On the other hand, there is a danger of too much converse with fiction leading us into dream-land, or rather into lubber-land. Of course this “too much converse” implies large converse with inferior writers. Such writers are too apt to make life as they would have it for themselves. Sometimes, also, they must make it to suit booksellers’ rules. Having such power over their puppets they abuse it. They can kill these puppets, change their natures suddenly, reward or punish them so easily, that it is no wonder they are led to play fantastic tricks with them. Now, if a sedulous reader of the works of such writers should form his notions of real life from them, he would occasionally meet with rude shocks when he encountered the realities of that life.
For my own part, notwithstanding all the charms of life in swiftly-written novels, I prefer real life. It is true that, in the former, everything breaks off round, every little event tends to some great thing, everybody one meets is to exercise some great influence for good or ill upon one’s fate. I take it for granted one fancies oneself the hero. Then all one’s fancy is paid in ready money, or at least one can draw upon it at the end of the third volume. One leaps to remote wealth and honour by hairbreadth chances; and one’s uncle in India always dies opportunely. To be sure the thought occurs, that if this novel life could be turned into real life, one might be the uncle in India and not the hero of the tale. But that is a trifling matter, for at any rate one should carry on with spirit somebody else’s story.
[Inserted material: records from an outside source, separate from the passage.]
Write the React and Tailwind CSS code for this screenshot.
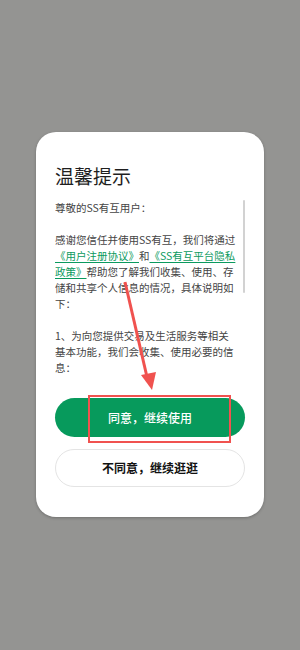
import React from 'react';

const cjk = { fontFamily: '"Noto Sans CJK SC", "Noto Sans", sans-serif' };

function Link({ children }) {
  return <span className="text-[#0b9a5e] underline underline-offset-2">{children}</span>;
}

export default function App() {
  return (
    <div style={cjk} className="relative w-[300px] h-[650px] bg-[#949492] pt-[132px] overflow-hidden">
      <div className="mx-auto w-[228px] h-[385px] bg-white rounded-[20px] shadow-[0_1px_3px_rgba(0,0,0,0.25)] px-[19px] pt-[30px] flex flex-col">
        <h1 className="text-[19px] leading-[28px] text-[#1f1f1f] font-normal">温馨提示</h1>

        {/* scrollable agreement text */}
        <div className="mt-[10px] h-[178px] flex gap-[2px] overflow-hidden">
          <div className="flex-1 text-[10.5px] leading-[16px] text-[#444] whitespace-nowrap">
            <p>尊敬的SS有互用户：</p>
            <p className="h-[16px]"></p>
            <p>感谢您信任并使用SS有互，我们将通过</p>
            <p><Link>《用户注册协议》</Link>和<Link>《SS有互平台隐私</Link></p>
            <p><Link>政策》</Link>帮助您了解我们收集、使用、存</p>
            <p>储和共享个人信息的情况，具体说明如</p>
            <p>下：</p>
            <p className="h-[16px]"></p>
            <p>1、为向您提供交易及生活服务等相关</p>
            <p>基本功能，我们会收集、使用必要的信</p>
            <p>息：</p>
          </div>
          <div className="w-[2px] h-[93px] bg-[#d2d2d2] rounded-full"></div>
        </div>

        <button className="mt-[20px] h-[39px] w-full rounded-full bg-[#079a5c] text-white text-[12px] font-medium">
          同意，继续使用
        </button>
        <button className="mt-[12px] h-[38px] w-full rounded-full bg-white border border-[#e4e4e4] text-[#111] text-[12px] font-bold">
          不同意，继续逛逛
        </button>
      </div>

      {/* annotation overlay */}
      <div className="absolute left-[88px] top-[395px] w-[143px] h-[48px] border-2 border-[#f0524f]"></div>
      <svg className="absolute left-0 top-0" width="300" height="650" viewBox="0 0 300 650">
        <line x1="125" y1="282" x2="147" y2="377" stroke="#f0524f" strokeWidth="3" />
        <polygon points="141,375 156,372 152,390" fill="#f0524f" />
      </svg>
    </div>
  );
}
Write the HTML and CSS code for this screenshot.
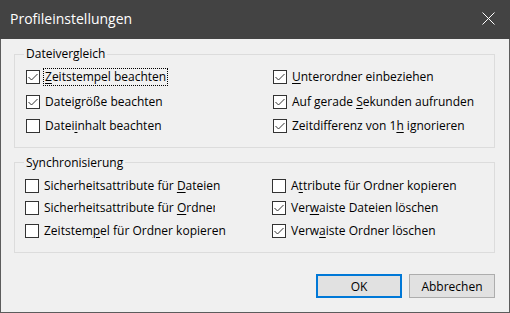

On the whole, however, as I said before, I prefer real life, where nothing is tied up neatly, but all in odds and ends; where the doctrine of compensation enters largely, where we are often most blamed when we least deserve it, where there is no third volume to make things straight, and where many an Augustus marries many a Belinda, and, instead of being happy ever afterwards, finds that there is a growth of trials and troubles for each successive period of man’s life.